Regarding the creation of an analog pedal for the ColecoVision, I realized it is much simpler than I thought. One would not need the optical wheel spinning at a constant rate to maintain a constant velocity. You could just use y-axis absolute position data, like you do with the steering wheel's absolute x-position.

 

When you turn the steering wheel to the left, the car in turbo moves from the center to the left and stays there until you move the wheel back to its original position, which returns the car to the center. Likewise, if you replace the pot in a standard racing wheel with the pot-like optical encoder that Chart45 is using, pressing the pedal down will incrementally change the "Y" velocity axis absolute position, moving the pedal down further will move it more in the y direction and releasing the pedal will return the velocity back to its original zero position.

 

So, you would just need a copy of the EM2 pcb with the pot-like optical encoder in place of the pot in a racing pedal and you could power the encoder from the same batteries as the EM2. The pedal would be plugged into the 2nd controller port, which translates y-axis quadrature, and should not interfere with the standard controller in the port, since only the quadrature pins are being used for the pedal.

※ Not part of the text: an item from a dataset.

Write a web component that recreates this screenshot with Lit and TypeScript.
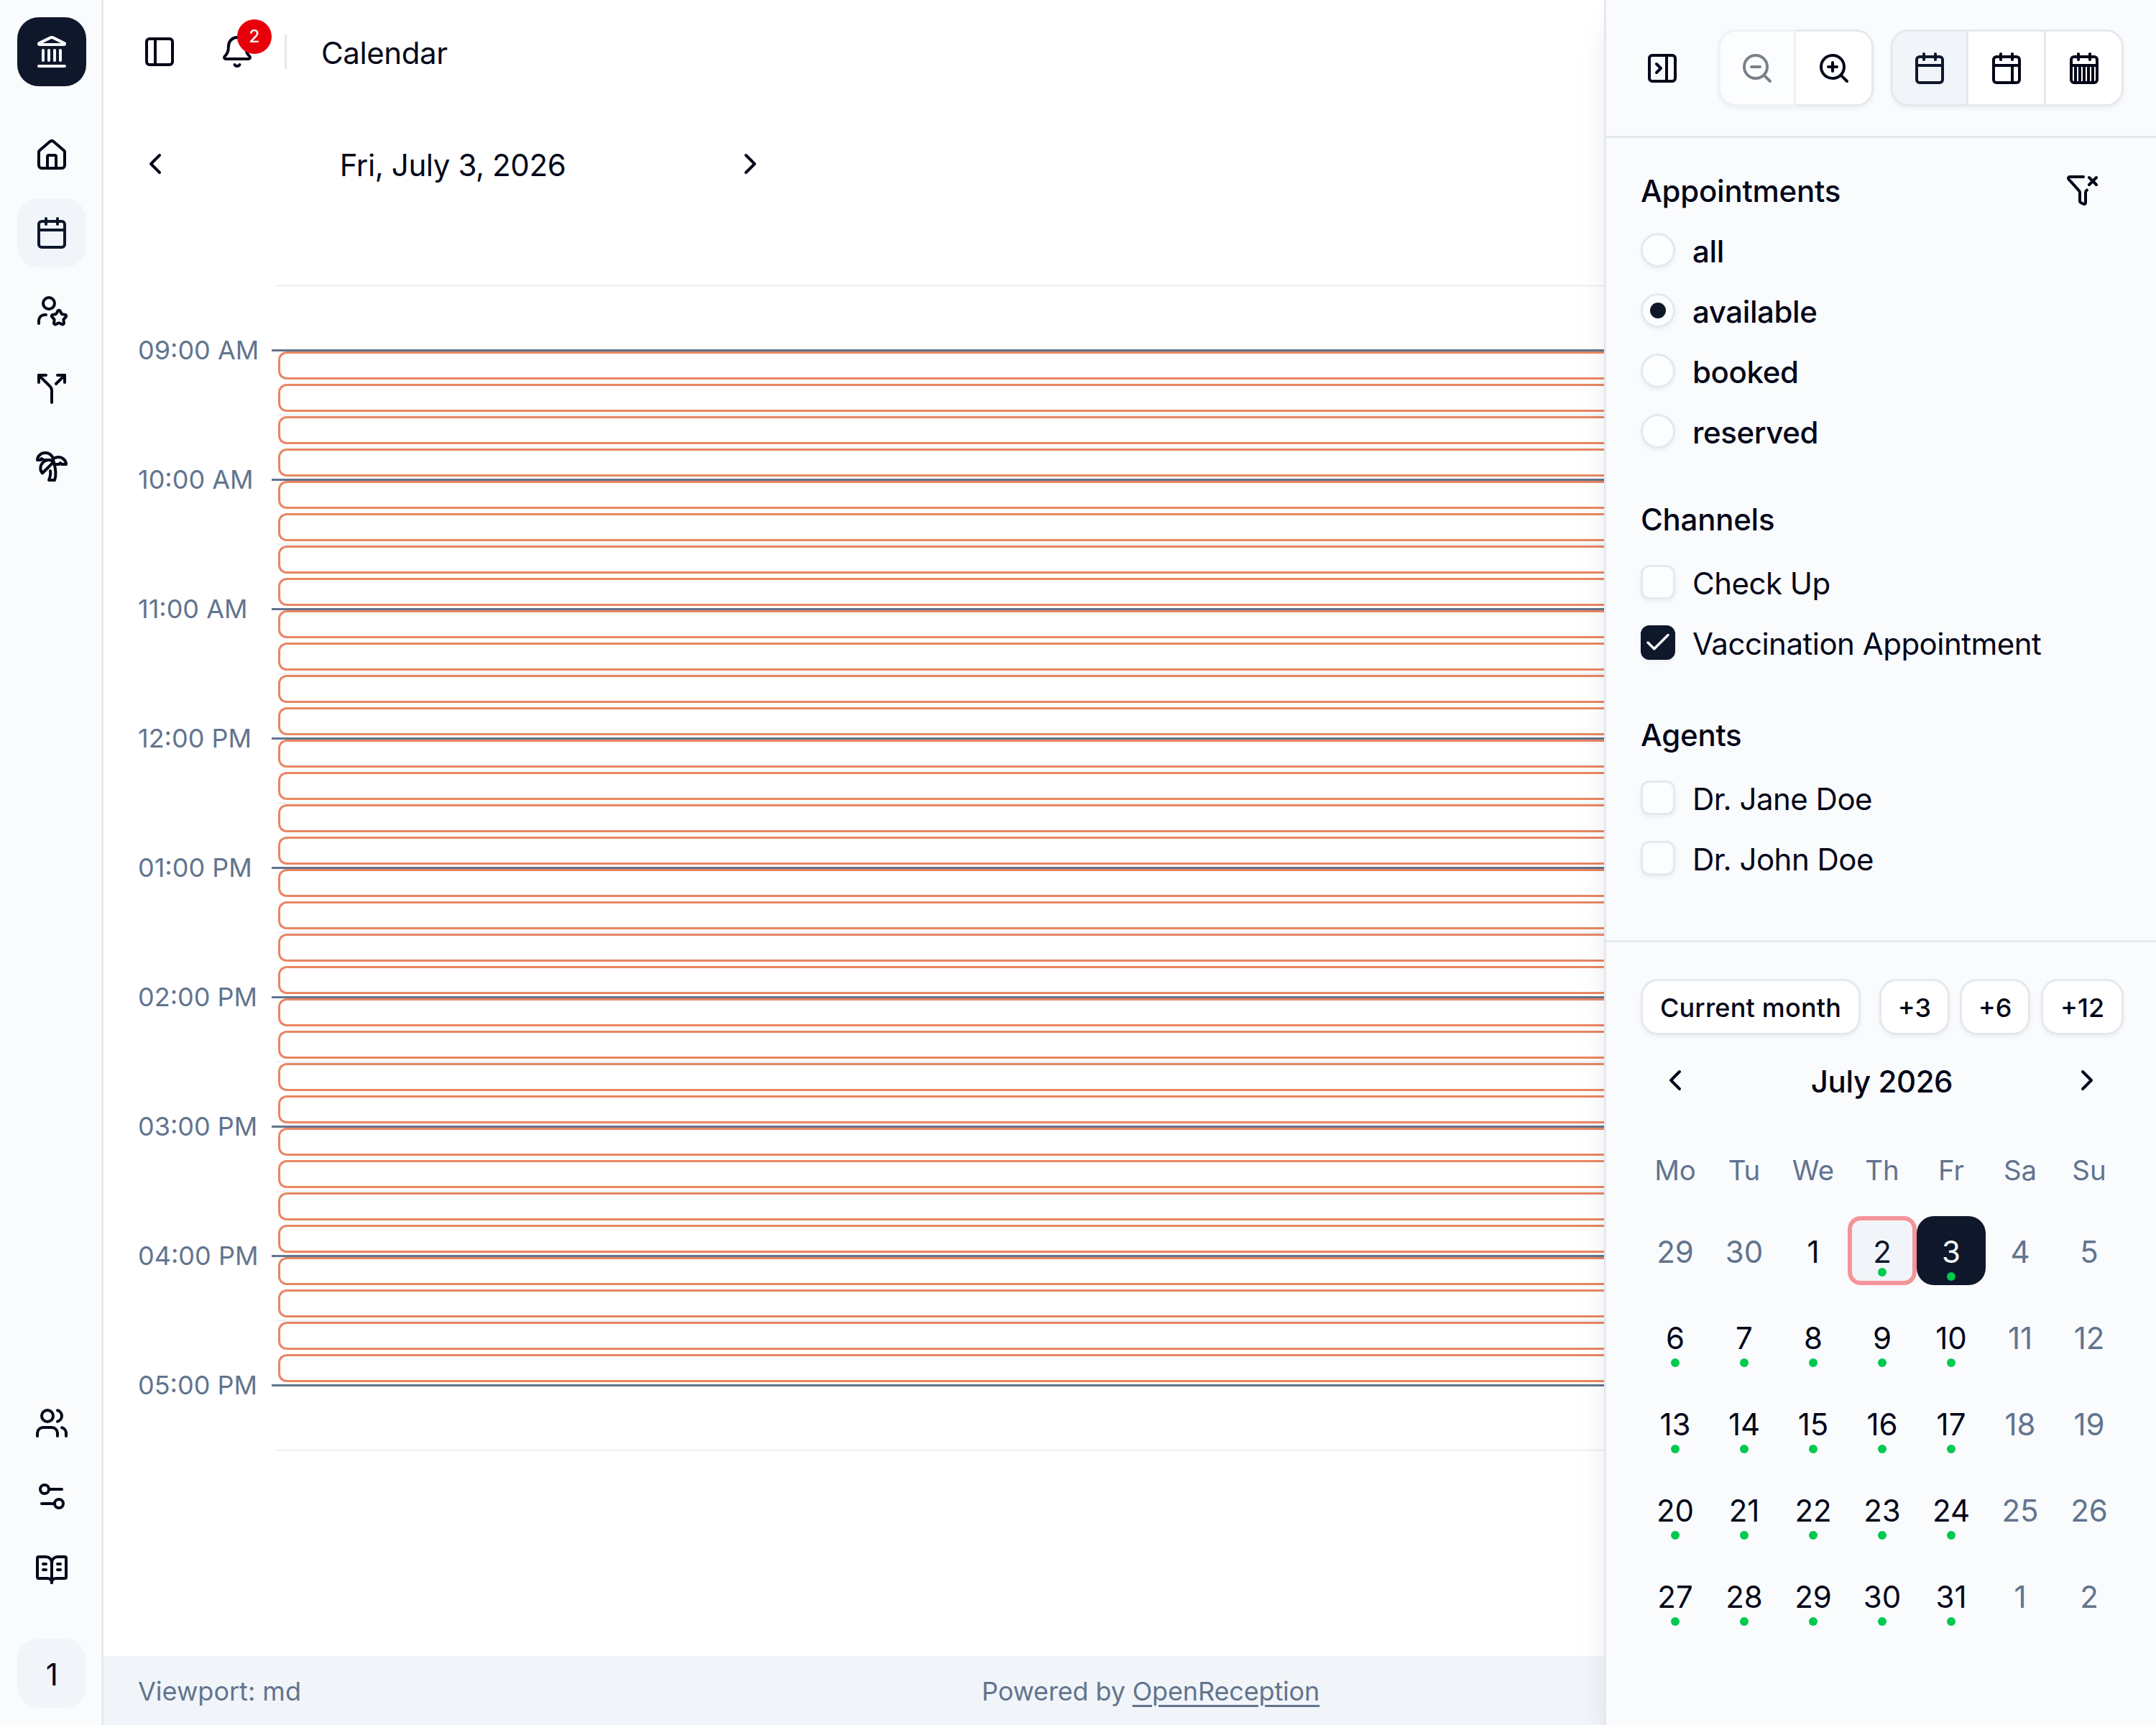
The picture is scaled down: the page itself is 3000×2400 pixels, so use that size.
import { LitElement, html, svg, css, nothing, type SVGTemplateResult } from 'lit';
import { customElement, property } from 'lit/decorators.js';
import { classMap } from 'lit/directives/class-map.js';

const ICONS: Record<string, SVGTemplateResult> = {
  landmark: svg`<path d="M10 18v-7M14 18v-7M18 18v-7M6 18v-7M3 22h18"/><path d="M11.12 2.198a2 2 0 0 1 1.76.006l7.866 3.847c.476.233.31.949-.22.949H3.474c-.53 0-.695-.716-.22-.949z"/>`,
  home: svg`<path d="M15 21v-8a1 1 0 0 0-1-1h-4a1 1 0 0 0-1 1v8"/><path d="M3 10a2 2 0 0 1 .709-1.528l7-5.999a2 2 0 0 1 2.582 0l7 5.999A2 2 0 0 1 21 10v9a2 2 0 0 1-2 2H5a2 2 0 0 1-2-2z"/>`,
  calendar: svg`<path d="M8 2v4M16 2v4M3 10h18"/><rect width="18" height="18" x="3" y="4" rx="2"/>`,
  calendarWeek: svg`<path d="M8 2v4M16 2v4M3 10h18M16 10v12"/><rect width="18" height="18" x="3" y="4" rx="2"/>`,
  calendarMonth: svg`<path d="M8 2v4M16 2v4M3 10h18M6 10v12M9 10v12M12 10v12M15 10v12M18 10v12"/><rect width="18" height="18" x="3" y="4" rx="2"/>`,
  userStar: svg`<path d="M16.051 12.616a1 1 0 0 1 1.909.024l.737 1.452a1 1 0 0 0 .737.535l1.634.256a1 1 0 0 1 .588 1.806l-1.172 1.168a1 1 0 0 0-.282.866l.259 1.613a1 1 0 0 1-1.541 1.134l-1.465-.75a1 1 0 0 0-.912 0l-1.465.75a1 1 0 0 1-1.539-1.133l.258-1.613a1 1 0 0 0-.282-.866l-1.156-1.153a1 1 0 0 1 .572-1.822l1.633-.256a1 1 0 0 0 .737-.535z"/><path d="M8 15H7a4 4 0 0 0-4 4v2"/><circle cx="10" cy="7" r="4"/>`,
  split: svg`<path d="M16 3h5v5M8 3H3v5"/><path d="M12 22v-8.3a4 4 0 0 0-1.172-2.872L3 3M15 9l6-6"/>`,
  palm: svg`<path d="M13 8c0-2.76-2.46-5-5.5-5S2 5.24 2 8h2l1-1 1 1h4"/><path d="M13 7.14A5.82 5.82 0 0 1 16.5 6c3.04 0 5.5 2.24 5.5 5h-3l-1-1-1 1h-3"/><path d="M5.89 9.71c-2.15 2.15-2.3 5.47-.35 7.43l4.24-4.25.7-.7.71-.71 2.12-2.12c-1.95-1.96-5.27-1.8-7.42.35"/><path d="M11 15.5c.5 2.5-.17 4.5-1 6.5h4c2-5.5-.5-12-1-14"/>`,
  users: svg`<path d="M16 21v-2a4 4 0 0 0-4-4H6a4 4 0 0 0-4 4v2M16 3.128a4 4 0 0 1 0 7.744M22 21v-2a4 4 0 0 0-3-3.87"/><circle cx="9" cy="7" r="4"/>`,
  settings: svg`<path d="M14 17H5M19 7h-9"/><circle cx="17" cy="17" r="3"/><circle cx="7" cy="7" r="3"/>`,
  book: svg`<path d="M12 7v14M16 12h2M16 8h2M6 12h2M6 8h2"/><path d="M3 18a1 1 0 0 1-1-1V4a1 1 0 0 1 1-1h5a4 4 0 0 1 4 4 4 4 0 0 1 4-4h5a1 1 0 0 1 1 1v13a1 1 0 0 1-1 1h-6a3 3 0 0 0-3 3 3 3 0 0 0-3-3z"/>`,
  panelLeft: svg`<rect width="18" height="18" x="3" y="3" rx="2"/><path d="M9 3v18"/>`,
  panelClose: svg`<rect width="18" height="18" x="3" y="3" rx="2"/><path d="M15 3v18M8 9l3 3-3 3"/>`,
  bell: svg`<path d="M10.268 21a2 2 0 0 0 3.464 0"/><path d="M3.262 15.326A1 1 0 0 0 4 17h16a1 1 0 0 0 .74-1.673C19.41 13.956 18 12.499 18 8A6 6 0 0 0 6 8c0 4.499-1.411 5.956-2.738 7.326"/>`,
  left: svg`<path d="m15 18-6-6 6-6"/>`,
  right: svg`<path d="m9 18 6-6-6-6"/>`,
  zoomOut: svg`<circle cx="11" cy="11" r="8"/><path d="M21 21l-4.35-4.35M8 11h6"/>`,
  zoomIn: svg`<circle cx="11" cy="11" r="8"/><path d="M21 21l-4.35-4.35M11 8v6M8 11h6"/>`,
  funnelX: svg`<path d="M12.531 3H3a1 1 0 0 0-.742 1.67l7.225 7.989A2 2 0 0 1 10 14v6a1 1 0 0 0 .553.895l2 1A1 1 0 0 0 14 21v-7a2 2 0 0 1 .517-1.341l.427-.473"/><path d="m16.5 3.5 5 5M21.5 3.5l-5 5"/>`,
  check: svg`<path d="M20 6 9 17l-5-5"/>`,
};

const icon = (name: string) => html`<svg class="icon" viewBox="0 0 24 24" fill="none" stroke="currentColor" stroke-width="2" stroke-linecap="round" stroke-linejoin="round">${ICONS[name]}</svg>`;

const base = css`
  * { box-sizing: border-box; }
  :host { color: #020618; font-family: Inter, "Liberation Sans", sans-serif; }
  .icon { display: block; width: 48px; height: 48px; flex: none; }
  .md { font-size: 42px; line-height: 60px; padding-top: 3px; white-space: nowrap; letter-spacing: -0.4px; }
  .sm { font-size: 36px; line-height: 48px; white-space: nowrap; letter-spacing: 0; }
`;

@customElement('app-sidebar')
class AppSidebar extends LitElement {
  static styles = [base, css`
    :host { display: flex; flex-direction: column; width: 144px; height: 2400px; padding: 24px 0 24px 24px; background: #f9fbfd; border-right: 3px solid #e5e9ee; }
    .tile { width: 96px; height: 96px; border-radius: 30px; display: flex; align-items: center; justify-content: center; }
    .brand { background: #0f172b; color: #f8fafc; margin-bottom: 48px; }
    .nav { display: flex; flex-direction: column; gap: 12px; }
    .active { background: #f1f5f9; color: #0f172b; }
    .tools { display: flex; flex-direction: column; gap: 6px; margin-top: auto; margin-bottom: 48px; }
    .tenant { background: #f1f5f9; }
  `];
  render() {
    return html`
      <div class="tile brand">${icon('landmark')}</div>
      <nav class="nav">
        ${['home', 'calendar', 'userStar', 'split', 'palm'].map(
          (n) => html`<div class=${classMap({ tile: true, active: n === 'calendar' })}>${icon(n)}</div>`,
        )}
      </nav>
      <div class="tools">${['users', 'settings', 'book'].map((n) => html`<div class="tile">${icon(n)}</div>`)}</div>
      <div class="tile tenant"><span class="md">1</span></div>
    `;
  }
}

const HOURS = ['09:00 AM', '10:00 AM', '11:00 AM', '12:00 PM', '01:00 PM', '02:00 PM', '03:00 PM', '04:00 PM', '05:00 PM'];

@customElement('day-schedule')
class DaySchedule extends LitElement {
  static styles = [base, css`
    :host { display: flex; padding: 84px 0 0 48px; overflow: hidden; }
    .labels { width: 186px; flex: none; padding-top: 67px; }
    .label { height: 180px; color: #62748e; }
    .lanes { flex: 1; padding-left: 6px; }
    .half { height: 90px; border-top: 3px solid #f1f3f6; display: flex; flex-direction: column; gap: 6px; }
    .hour { border-top-color: #62748e; margin-left: -6px; padding-left: 6px; }
    .slot { height: 39px; flex: none; margin-left: 3px; border: 3px solid #e98662; border-right: 0; border-radius: 12px 0 0 12px; background: #fff; }
  `];
  render() {
    const slots = html`<div class="slot"></div><div class="slot"></div>`;
    return html`
      <div class="labels">${HOURS.map((h) => html`<div class="label sm">${h}</div>`)}</div>
      <div class="lanes">
        <div class="half"></div>
        ${HOURS.map((_, i) => {
          const open = i < HOURS.length - 1;
          return html`<div class="half hour">${open ? slots : nothing}</div><div class="half">${open ? slots : nothing}</div>`;
        })}
      </div>
    `;
  }
}

@customElement('filter-option')
class FilterOption extends LitElement {
  @property() kind = 'check';
  @property() label = '';
  @property({ type: Boolean }) on = false;
  static styles = [base, css`
    :host { display: flex; align-items: center; gap: 24px; height: 48px; }
    .box { width: 48px; height: 48px; flex: none; border: 3px solid #e5e9ee; border-radius: 12px; background: #fcfdfe; box-shadow: 0 3px 6px rgba(0, 0, 0, 0.05); display: flex; align-items: center; justify-content: center; }
    .radio { border-radius: 50%; }
    .ticked { background: #0f172b; border-color: #0f172b; color: #f8fafc; }
    .box .icon { width: 42px; height: 42px; }
    .dot { width: 22px; height: 22px; border-radius: 50%; background: #0f172b; }
    .md { padding-top: 4px; letter-spacing: -0.5px; }
    .strong { font-weight: 500; letter-spacing: -0.4px; }
  `];
  render() {
    const radio = this.kind === 'radio';
    return html`
      <span class=${classMap({ box: true, radio, ticked: this.on && !radio })}>
        ${this.on ? (radio ? html`<span class="dot"></span>` : icon('check')) : nothing}
      </span>
      <span class=${classMap({ md: true, strong: radio })}>${this.label}</span>
    `;
  }
}

@customElement('month-picker')
class MonthPicker extends LitElement {
  static styles = [base, css`
    :host { display: block; padding: 51px 45px 0 48px; }
    .shortcuts { display: flex; gap: 14px; }
    .btn { height: 78px; width: 98px; flex: none; border: 3px solid #e5e9ee; border-radius: 24px; background: #fff; box-shadow: 0 3px 6px rgba(0, 0, 0, 0.05); display: flex; align-items: center; justify-content: center; font-weight: 500; padding-top: 1px; }
    .wide { width: 306px; margin-right: 12px; letter-spacing: 0.2px; }
    .last { width: 115px; margin-left: 1px; }
    .nav { display: flex; justify-content: space-between; align-items: center; height: 48px; margin-top: 39px; padding: 0 27px 0 24px; }
    .nav .md { font-weight: 500; padding-left: 2px; }
    .week { display: grid; grid-template-columns: repeat(7, 96px); justify-items: center; margin-top: 77px; font-size: 38.4px; line-height: 48px; color: #62748e; }
    .days { display: grid; grid-template-columns: repeat(7, 96px); grid-auto-rows: 96px; row-gap: 24px; margin-top: 40px; }
    .day { position: relative; display: flex; align-items: center; justify-content: center; letter-spacing: 0; padding-top: 4px; }
    .muted { color: #62748e; }
    .today { background: #f1f5f9; color: #0f172b; border: 6px solid #f49499; border-radius: 18px; }
    .picked { background: #0f172b; color: #f8fafc; border-radius: 24px; }
    .dot { position: absolute; left: 50%; bottom: 6px; width: 12px; height: 12px; margin-left: -6px; border-radius: 50%; background: #00c950; }
  `];
  render() {
    const days = [29, 30, ...Array.from({ length: 31 }, (_, i) => i + 1), 1, 2];
    return html`
      <div class="shortcuts">
        <div class="btn sm wide">Current month</div>
        <div class="btn sm">+3</div>
        <div class="btn sm">+6</div>
        <div class="btn sm last">+12</div>
      </div>
      <div class="nav">${icon('left')}<span class="md">July 2026</span>${icon('right')}</div>
      <div class="week">${['Mo', 'Tu', 'We', 'Th', 'Fr', 'Sa', 'Su'].map((d) => html`<span>${d}</span>`)}</div>
      <div class="days">
        ${days.map((d, i) => {
          const muted = i < 2 || i % 7 > 4;
          const cls = { day: true, md: true, muted, today: i === 3, picked: i === 4 };
          return html`<div class=${classMap(cls)}>${d}${!muted && i > 2 ? html`<i class="dot"></i>` : nothing}</div>`;
        })}
      </div>
    `;
  }
}

@customElement('side-panel')
class SidePanel extends LitElement {
  static styles = [base, css`
    :host { display: block; width: 768px; height: 2400px; position: relative; background: #f9fbfd; border-left: 3px solid #e5e9ee; box-shadow: 0 30px 45px -9px rgba(0, 0, 0, 0.1), 0 12px 18px -12px rgba(0, 0, 0, 0.1); }
    .top { height: 192px; border-bottom: 3px solid #e5e9ee; display: flex; align-items: center; gap: 24px; padding-left: 24px; }
    .toggle { width: 108px; display: flex; justify-content: center; }
    .group { display: flex; border-radius: 24px; box-shadow: 0 3px 6px rgba(0, 0, 0, 0.05); }
    .item { width: 108px; height: 107px; display: flex; align-items: center; justify-content: center; background: #fff; border: 3px solid #e5e9ee; border-left-width: 0; }
    .item:first-child { border-left-width: 3px; border-radius: 24px 0 0 24px; }
    .item:last-child { border-radius: 0 24px 24px 0; }
    .off { opacity: 0.5; }
    .sel { background: #f1f5f9; color: #0f172b; }
    .filters { height: 1119px; border-bottom: 3px solid #e5e9ee; padding: 48px 78px 0 48px; }
    .head { display: flex; justify-content: space-between; align-items: center; height: 48px; }
    .head .md { font-weight: 500; letter-spacing: -0.25px; }
    .list { display: flex; flex-direction: column; gap: 36px; margin: 41px 0 79px; }
    .radios { margin: 36px 0 73px; }
  `];
  render() {
    return html`
      <div class="top">
        <div class="toggle">${icon('panelClose')}</div>
        <div class="group">
          <div class="item off">${icon('zoomOut')}</div>
          <div class="item">${icon('zoomIn')}</div>
        </div>
        <div class="group">
          <div class="item sel">${icon('calendar')}</div>
          <div class="item">${icon('calendarWeek')}</div>
          <div class="item">${icon('calendarMonth')}</div>
        </div>
      </div>
      <div class="filters">
        <div class="head"><span class="md">Appointments</span>${icon('funnelX')}</div>
        <div class="list radios">
          ${['all', 'available', 'booked', 'reserved'].map(
            (l) => html`<filter-option kind="radio" label=${l} ?on=${l === 'available'}></filter-option>`,
          )}
        </div>
        <div class="head"><span class="md">Channels</span></div>
        <div class="list">
          <filter-option label="Check Up"></filter-option>
          <filter-option label="Vaccination Appointment" on></filter-option>
        </div>
        <div class="head"><span class="md">Agents</span></div>
        <div class="list">
          <filter-option label="Dr. Jane Doe"></filter-option>
          <filter-option label="Dr. John Doe"></filter-option>
        </div>
      </div>
      <month-picker></month-picker>
    `;
  }
}

@customElement('app-root')
class AppRoot extends LitElement {
  static styles = [base, css`
    :host { display: flex; width: 3000px; height: 2400px; overflow: hidden; background: #fff; }
    .main { flex: 1; min-width: 0; display: flex; flex-direction: column; }
    .bar { height: 144px; display: flex; align-items: center; padding-left: 36px; gap: 24px; }
    .btn { position: relative; width: 84px; height: 84px; display: flex; align-items: center; justify-content: center; }
    .badge { position: absolute; left: 42px; top: -3px; width: 48px; height: 48px; border-radius: 50%; background: #e7000b; color: #fff; font-size: 24px; font-weight: 500; line-height: 48px; text-align: center; }
    .sep { width: 3px; height: 48px; background: #e5e9ee; margin-right: 24px; }
    .daynav { height: 168px; width: 972px; padding: 0 48px; display: flex; align-items: center; justify-content: space-between; }
    .daynav .md { padding-top: 4px; }
    .schedule { flex: 1; min-height: 0; }
    .foot { height: 96px; background: #f1f5f9; color: #62748e; display: flex; align-items: center; padding: 1px 0 0 48px; }
    .view { width: 1174px; }
    .credit { letter-spacing: -0.15px; }
    .link { text-decoration: underline; text-decoration-thickness: 3px; text-underline-offset: 6px; }
  `];
  render() {
    return html`
      <app-sidebar></app-sidebar>
      <div class="main">
        <header class="bar">
          <div class="btn">${icon('panelLeft')}</div>
          <div class="btn">${icon('bell')}<span class="badge">2</span></div>
          <div class="sep"></div>
          <span class="md">Calendar</span>
        </header>
        <div class="daynav">${icon('left')}<span class="md">Fri, July 3, 2026</span>${icon('right')}</div>
        <day-schedule class="schedule"></day-schedule>
        <footer class="foot sm">
          <span class="view">Viewport: md</span>
          <span class="credit">Powered by <span class="link">OpenReception</span></span>
        </footer>
      </div>
      <side-panel></side-panel>
    `;
  }
}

However, some specially wired cable would be needed to wire the pedal's optical encoder to the +6V from the battery and merge it with the standard controller in port 2, but that is just the most basic wiring. At worst, high and low gear would use left and right on the 2nd port controller instead of up and down. I think a fairly simply hack of a game like Turbo or Hang On could convert the on-off acceleration to a quadrature absolute y-position value.